Given the touchy nature of the subject I need to add that all of this is the mainstream view among biblical scholars, and entirely uncontroversial (except perhaps my conjecture in the last paragraph: the scholarship may have precedents for that too, but I don't know them). The most detailed work on the subject is Raymond Brown's classic study The birth of the Messiah (1977, 2nd edition 1993), which makes most of the points I've made here.

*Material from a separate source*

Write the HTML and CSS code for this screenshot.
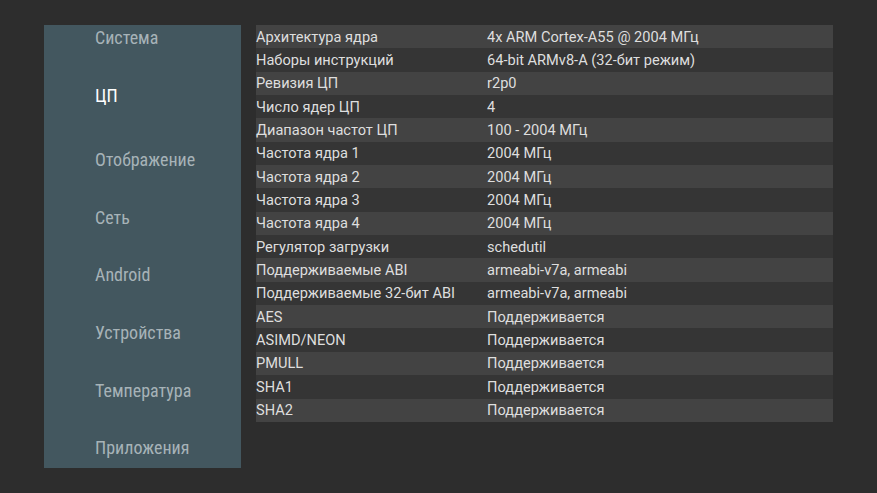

And a final note on the various Herods that appear in the relevant sources: there are three to be aware of --

  • Herod the Great, king until 4 BCE or shortly after;
  • Herod Archelaus (often referred to as just Archelaus), ethnarch over Judaea from Herod's death until 6 CE, when he was ousted by the Romans;
  • Herod Antipas, tetrarch under direct Roman rule; it was under his auspices that John the Baptist and Jesus were later executed.